A pintura foi realizada logo após seu divórcio com Diego Rivera, e nela observamos duas Fridas gêmeas, de mãos dadas, sentadas uma ao lado da outra em um banco. A que se encontra à direita veste um traje tehuana, a outra um vestido de casamento similar ao de sua própria mãe. Os corações estão expostos e uma artéria comum os une. A artéria aparece cortada, vertendo sangue sobre o vestido branco, e a imagem esquerda, por sua vez, tem uma tigela nas mãos. A pintora esclarece, ao amigo MacKinley Helm, que a Frida da direita seria aquela que é amada por Diego e porta nas mãos um camafeu com o retrato em miniatura dele, do qual sai uma artéria que a nutre e a mantém viva. A da esquerda, Diego já não a ama mais, está se esvaindo em sangue, morrendo lentamente (GRIMBERG, 2004).

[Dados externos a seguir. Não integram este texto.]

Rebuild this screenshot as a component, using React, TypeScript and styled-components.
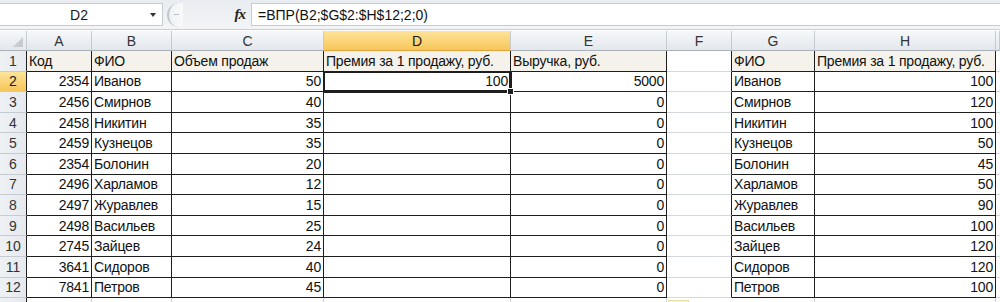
import React from "react";
import styled, { createGlobalStyle, css } from "styled-components";

const GlobalStyle = createGlobalStyle`
  html, body {
    margin: 0;
    padding: 0;
    background: #ffffff;
  }
  body {
    font-family: "Liberation Sans", Arial, sans-serif;
    overflow: hidden;
  }
`;

const COLS = [27, 65, 80, 152, 187, 156, 65, 83, 181, 4];
const LETTERS = ["A", "B", "C", "D", "E", "F", "G", "H", ""];
const ROW_H = 20.6;
const DARK = "#1e1e1e";
const LIGHT = "#d4d7dc";

type Row = {
  code: string;
  name: string;
  volume: string;
  bonus: string;
  revenue: string;
  refName: string;
  refBonus: string;
};

const rows: Row[] = [
  { code: "2354", name: "Иванов", volume: "50", bonus: "100", revenue: "5000", refName: "Иванов", refBonus: "100" },
  { code: "2456", name: "Смирнов", volume: "40", bonus: "", revenue: "0", refName: "Смирнов", refBonus: "120" },
  { code: "2458", name: "Никитин", volume: "35", bonus: "", revenue: "0", refName: "Никитин", refBonus: "100" },
  { code: "2459", name: "Кузнецов", volume: "35", bonus: "", revenue: "0", refName: "Кузнецов", refBonus: "50" },
  { code: "2354", name: "Болонин", volume: "20", bonus: "", revenue: "0", refName: "Болонин", refBonus: "45" },
  { code: "2496", name: "Харламов", volume: "12", bonus: "", revenue: "0", refName: "Харламов", refBonus: "50" },
  { code: "2497", name: "Журавлев", volume: "15", bonus: "", revenue: "0", refName: "Журавлев", refBonus: "90" },
  { code: "2498", name: "Васильев", volume: "25", bonus: "", revenue: "0", refName: "Васильев", refBonus: "100" },
  { code: "2745", name: "Зайцев", volume: "24", bonus: "", revenue: "0", refName: "Зайцев", refBonus: "120" },
  { code: "3641", name: "Сидоров", volume: "40", bonus: "", revenue: "0", refName: "Сидоров", refBonus: "120" },
  { code: "7841", name: "Петров", volume: "45", bonus: "", revenue: "0", refName: "Петров", refBonus: "100" },
];

const Window = styled.div`
  width: 1000px;
  height: 302px;
  overflow: hidden;
  display: flex;
  flex-direction: column;
  background: #ffffff;
`;

const FormulaBar = styled.div`
  height: 30px;
  box-sizing: border-box;
  display: flex;
  align-items: stretch;
  padding: 3px 0 3px 0;
  background: linear-gradient(#e9ecf0, #f3f5f7);
  border-bottom: 1px solid #c9ced5;
`;

const NameBox = styled.div`
  width: 163px;
  box-sizing: border-box;
  display: flex;
  align-items: center;
  background: #ffffff;
  border: 1px solid #c6ccd4;
  border-left: none;
  font-size: 14px;
  color: #1a1a1a;
`;

const NameText = styled.span`
  flex: 1;
  text-align: center;
  padding-left: 8px;
`;

const DropArrow = styled.span`
  width: 0;
  height: 0;
  margin-right: 6px;
  border-left: 3px solid transparent;
  border-right: 3px solid transparent;
  border-top: 4px solid #333;
`;

const Splitter = styled.div`
  width: 88px;
  display: flex;
  align-items: center;
  justify-content: space-between;
  padding: 0 6px 0 4px;
  box-sizing: border-box;
`;

const Grip = styled.div`
  width: 14px;
  height: 24px;
  border-radius: 12px 0 0 12px;
  border-left: 2px solid #c3c8cf;
  background: linear-gradient(90deg, #eef1f4, #f8f9fa);
  display: flex;
  align-items: center;
  justify-content: center;
  &::after {
    content: "";
    width: 5px;
    height: 1px;
    background: #b8bec6;
  }
`;

const Fx = styled.span`
  font-family: "Liberation Serif", "Times New Roman", serif;
  font-style: italic;
  font-weight: bold;
  font-size: 15px;
  color: #222;
  letter-spacing: -1px;
`;

const FormulaInput = styled.div`
  flex: 1;
  display: flex;
  align-items: center;
  padding-left: 6px;
  background: #ffffff;
  border: 1px solid #c6ccd4;
  border-right: none;
  font-size: 14px;
  color: #111;
`;

const Grid = styled.div`
  margin-top: 1px;
  display: grid;
  grid-template-columns: ${COLS.map((w) => `${w}px`).join(" ")};
  grid-template-rows: 20px;
  grid-auto-rows: ${ROW_H}px;
  font-size: 14px;
  color: #111;
`;

const HeaderCell = styled.div<{ $active?: boolean }>`
  box-sizing: border-box;
  display: flex;
  align-items: center;
  justify-content: center;
  font-size: 14px;
  color: #333;
  border-right: 1px solid #c6cbd2;
  border-bottom: 1px solid #a9b0b8;
  background: linear-gradient(#f6f8fa, #e3e7ec);
  ${(p) =>
    p.$active &&
    css`
      background: linear-gradient(#fde49a, #f7c65a);
      border-bottom-color: #e2a33c;
      color: #1a1a1a;
    `}
`;

const Corner = styled(HeaderCell)`
  position: relative;
  &::after {
    content: "";
    position: absolute;
    right: 3px;
    bottom: 3px;
    width: 0;
    height: 0;
    border-left: 10px solid transparent;
    border-bottom: 10px solid #c8ccd2;
  }
`;

const RowHead = styled.div<{ $active?: boolean }>`
  box-sizing: border-box;
  display: flex;
  align-items: center;
  justify-content: center;
  font-size: 14px;
  color: #333;
  border-right: 1px solid ${DARK};
  border-bottom: 1px solid #c6cbd2;
  background: linear-gradient(90deg, #eef1f4, #e6e9ee);
  ${(p) =>
    p.$active &&
    css`
      background: linear-gradient(#fde49a, #f7c65a);
      color: #1a1a1a;
    `}
`;

const Cell = styled.div<{
  $num?: boolean;
  $head?: boolean;
  $right?: string;
  $bottom?: string;
}>`
  box-sizing: border-box;
  display: flex;
  align-items: center;
  justify-content: ${(p) => (p.$num ? "flex-end" : "flex-start")};
  padding: 0 2px 0 2px;
  white-space: nowrap;
  overflow: visible;
  letter-spacing: -0.2px;
  border-right: 1px solid ${(p) => p.$right || DARK};
  border-bottom: 1px solid ${(p) => p.$bottom || DARK};
  background: ${(p) => (p.$head ? "#f4f2ea" : "#ffffff")};
`;

const Selected = styled(Cell)`
  position: relative;
  box-shadow: inset 0 0 0 1px ${DARK}, 0 0 0 1px ${DARK};
  &::after {
    content: "";
    position: absolute;
    right: -4px;
    bottom: -4px;
    width: 5px;
    height: 5px;
    background: ${DARK};
    border: 1px solid #ffffff;
    z-index: 2;
  }
`;

const PasteTag = styled.div`
  position: relative;
  &::after {
    content: "";
    position: absolute;
    left: 1px;
    top: 2px;
    width: 19px;
    height: 10px;
    background: #fbf3d0;
    border: 1px solid #e8dca8;
  }
`;

export default function App() {
  const headerRow = ["Код", "ФИО", "Объем продаж", "Премия за 1 продажу, руб.", "Выручка, руб."];
  return (
    <>
      <GlobalStyle />
      <Window>
        <FormulaBar>
          <NameBox>
            <NameText>D2</NameText>
            <DropArrow />
          </NameBox>
          <Splitter>
            <Grip />
            <Fx>fx</Fx>
          </Splitter>
          <FormulaInput>=ВПР(B2;$G$2:$H$12;2;0)</FormulaInput>
        </FormulaBar>
        <Grid>
          <Corner />
          {LETTERS.map((l, i) => (
            <HeaderCell key={i} $active={l === "D"}>
              {l}
            </HeaderCell>
          ))}

          <RowHead>1</RowHead>
          {headerRow.map((t, i) => (
            <Cell key={i} $head>
              {t}
            </Cell>
          ))}
          <Cell $bottom={LIGHT} />
          <Cell $head>ФИО</Cell>
          <Cell $head>Премия за 1 продажу, руб.</Cell>
          <Cell $right="transparent" $bottom={LIGHT} />

          {rows.map((r, i) => (
            <React.Fragment key={i}>
              <RowHead $active={i === 0}>{i + 2}</RowHead>
              <Cell $num>{r.code}</Cell>
              <Cell>{r.name}</Cell>
              <Cell $num>{r.volume}</Cell>
              {i === 0 ? <Selected $num>{r.bonus}</Selected> : <Cell $num>{r.bonus}</Cell>}
              <Cell $num>{r.revenue}</Cell>
              <Cell $bottom={LIGHT} />
              <Cell>{r.refName}</Cell>
              <Cell $num>{r.refBonus}</Cell>
              <Cell $right="transparent" $bottom={LIGHT} />
            </React.Fragment>
          ))}

          <RowHead />
          <Cell $right={LIGHT} $bottom={LIGHT} />
          <Cell $right={LIGHT} $bottom={LIGHT} />
          <Cell $right={LIGHT} $bottom={LIGHT} />
          <Cell $right={LIGHT} $bottom={LIGHT} />
          <Cell $right={LIGHT} $bottom={LIGHT} />
          <PasteTag />
          <Cell $right={LIGHT} $bottom={LIGHT} />
          <Cell $right={LIGHT} $bottom={LIGHT} />
          <Cell $right="transparent" $bottom={LIGHT} />
        </Grid>
      </Window>
    </>
  );
}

O retrato não pode nos ver, entretanto, um ou outro pode despertar a inquietante sensação de que somos observados por ele, que nos olha, nos fascina, convoca nosso olhar. Tal efeito perturbador avança para o campo do enigmático, do inominável e, portanto, comporta uma dimensão traumática. Lacan se opõe a aplicar a psicanálise à arte, ou mesmo a entrar no domínio da psicologia do artista, mas isso não o impediu de tratar a obra como um espaço que organiza uma gramática do desejo. Atento ao que a arte faz avançar a psicanálise, insiste que o criador, assim como o analista, exercem ambos a prática do saber fazer com o singular.

Nessa direção, a obra de Frida Kahlo testemunha a estranha relação que se estabelece entre a pintora e a imagem do corpo devastado. Numa linguagem única, sua arte recorre à imagem do corpo, sua estrutura interna, anatomia ou mesmo os próprios pensamentos para inscrever algo sobre o fluxo de sua existência, desejos, obsessões, vida e morte.

Com efeito, os inúmeros autorretratos em que ela obstinadamente se pintou no espelho permitem apreender algo sobre os modos como se desembaraça e/ou se embaraça com sua imagem. De modo inédito, o drama de sua existência e a série de seus autorretratos fazem do trabalho criativo uma incansável “inscrição de seu corpo, sobre o seu corpo“ (LAURENT, 2016, p.169). Podemos sustentar, portanto, que sua arte circunscreve algo que não cessa de não se representar ou se traduzir.


Referências
BENJAMIN, W. A obra de arte na época de sua reprodutibilidade técnica. 2 ed. Porto Alegre: Zouk, 2014.
DIDI-HUBERMAN, G. Invenção da histeria. Rio de Janeiro: Contraponto, 2015.
FRANGER, G. O pai misterioso. In P. O. Monasterio (Ed.), Frida Kalho: suas fotos. São Paulo: Cosac Naify, 2010
GRIMBERG, S. Nunca te olvidaré… De Frida Kahlo para Nickolas Muray. México: Editorial RM, 2004.
LAURENT, É. O avesso da biopolítica: uma escrita para o gozo. Rio de Janeiro: Contra Capa, 2016.
MONASTERIO, P. (org. . V. autores. Frida kahlo: suas fotos (Cosac Naif). São Paulo: Martins Fontes – selo Martins, 2010.
OLOES, J. Mexericos em prata sobre gelatina. In P. (org. . V. autores Monasterio (Ed.), Frida Kahlo: suas fotos. São Paulo: Cosac Naify, 2010.
RICO, A.  Frida Kahlo: fantasia de un cuerpo herido. 3 ed. Cuidad de Mexico: Plaza y Valdés, 2004.
WAJCMAN, G. Colección seguido de La avaricia. Buenos Aires: Manantial, 2010.

[1] O texto faz parte da tese de doutorado, A arte de Frida Kahlo: o savoir-y-faire com as peças soltas, pela Universidade Federal do Rio de Janeiro.
[2] Algumas datas estão riscadas e/ou alteradas, no intuito de subtrair três anos de sua idade.
[3] Algumas datam do século XIX.
[4] Nickolas Muray e Kahlo estavam no auge de sua relação de dez anos quando esta foto foi tirada. O caso amoroso começou em 1931, pouco depois do casamento de Kahlo com o muralista Diego Rivera, terminando em 1941. Eles permaneceram amigos até a morte da artista em 1954.